Abstract

Much popular and academic analysis of Pacific politics, especially on issues of gender, juxtaposes foreign “Western” norms and institutions with “traditional” beliefs and customs. Despite considerable scholarship debunking these caricatures, they persist and indeed have (re)gained salience in debates about the absence of women in parliamentary politics. In this article, we critique this framing by describing how senior women politicians practice a form of “quiet” or “implicit” feminism. Drawing on in-depth interviews with three senior politicians, Dr Hilda Heine of the Marshall Islands, Deputy Prime Minister Fiame Naomi Mata’afa of Samoa, and Dame Carol Kidu of Papua New Guinea, as well as with other observers and supporters of their careers, we illustrate how these women position themselves as pragmatists-as neither the champions of liberal feminist principles that some local activists and international donors would like nor as conservative as most of their male colleagues.
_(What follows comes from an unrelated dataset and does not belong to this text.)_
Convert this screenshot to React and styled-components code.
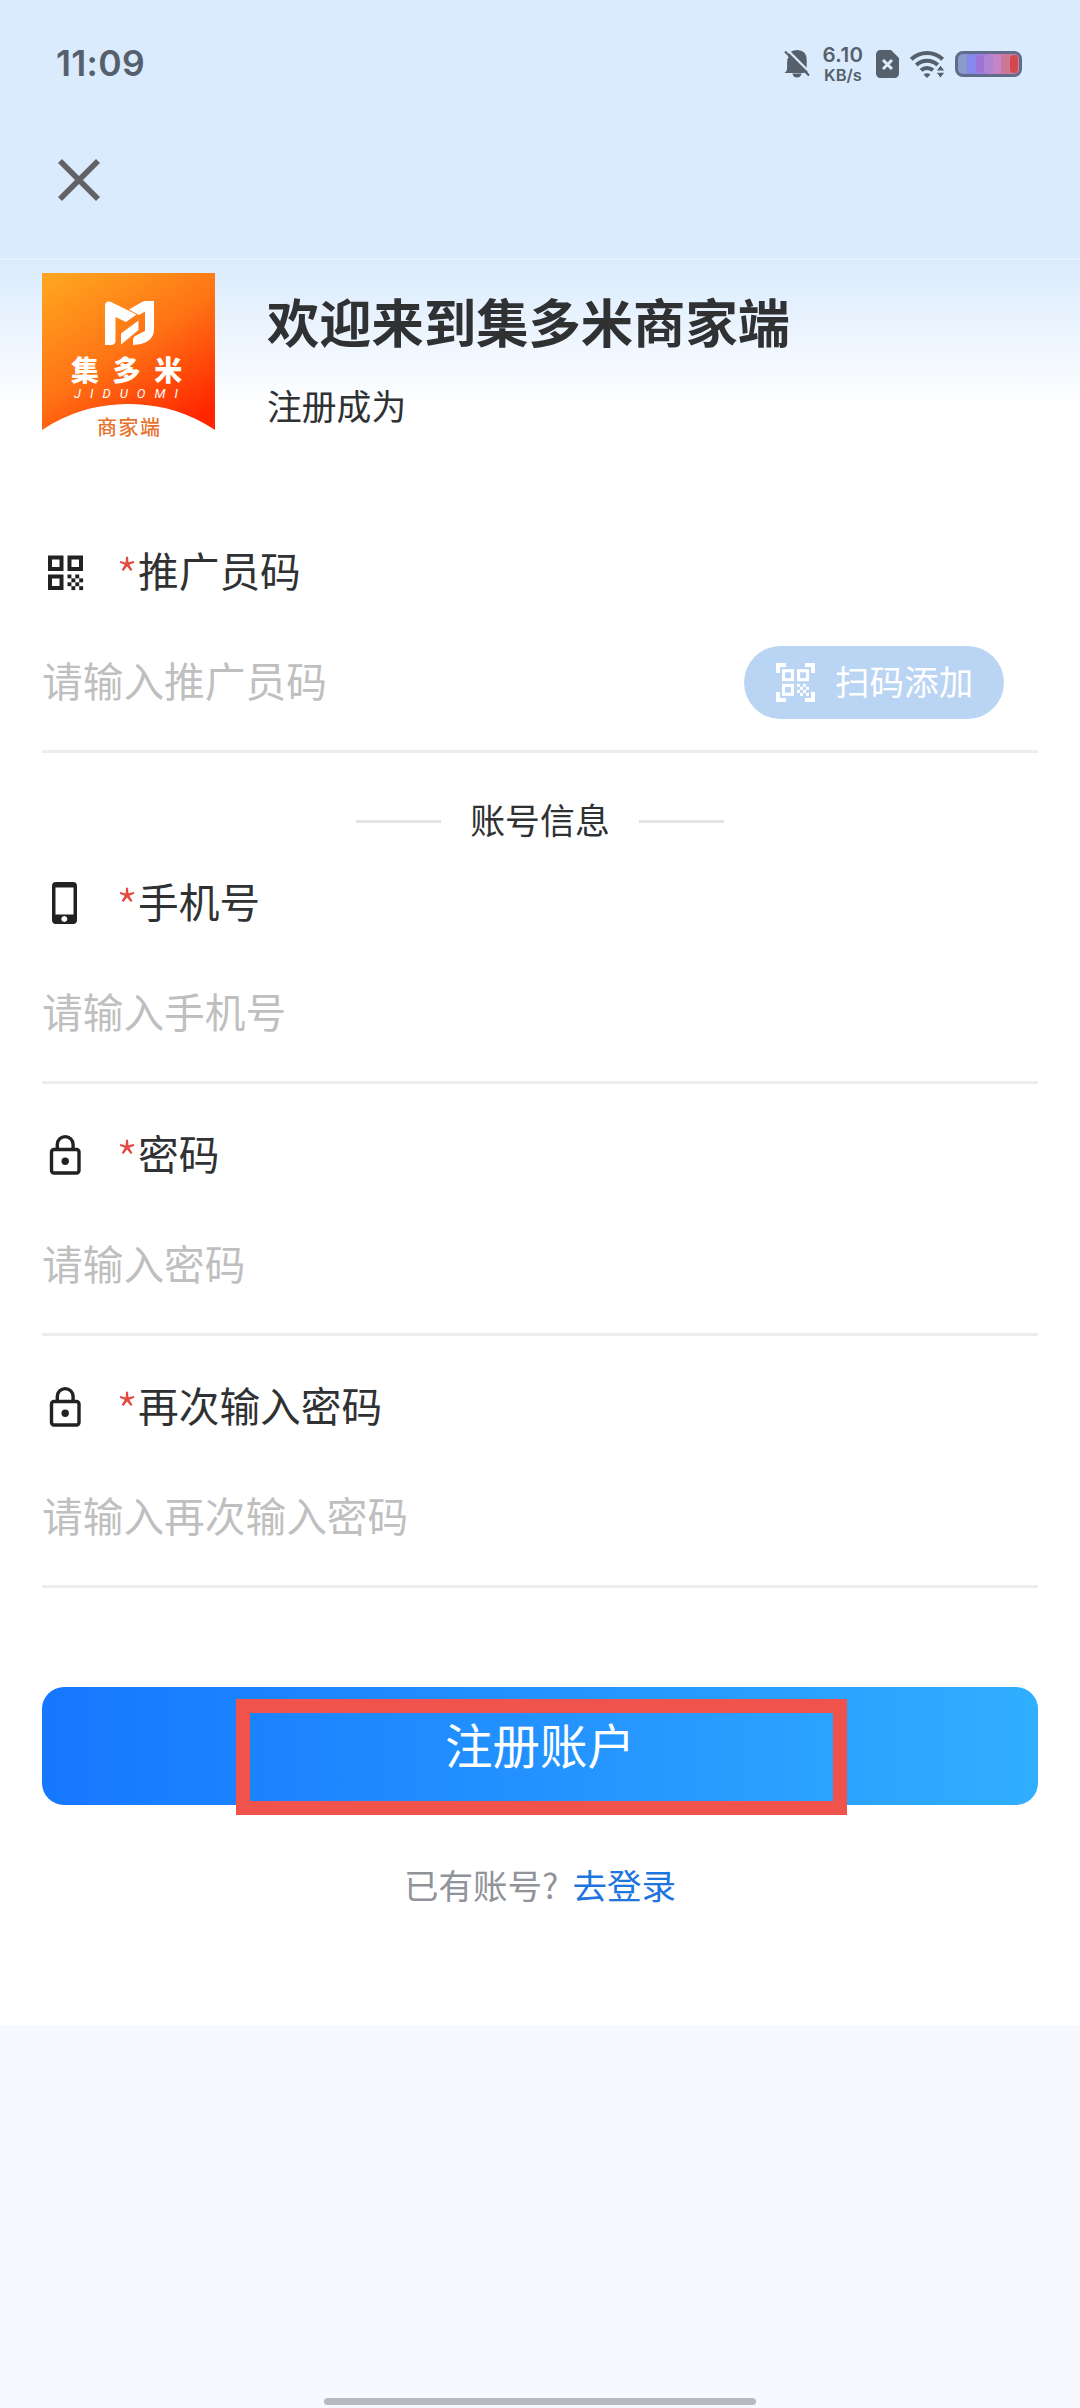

We further show that both their articulation of and their relationship to feminism are remarkably similar to those of other senior women politicians from elsewhere in the world who eschew the label but pursue substantive representation. In making this claim, we aim to reframe understandings of Pacific feminism by shifting the focus away from the Western/non-Western binary and instead toward a distinction between women who seek change from within established parliamentary systems and those who seek to push an agenda from the outside.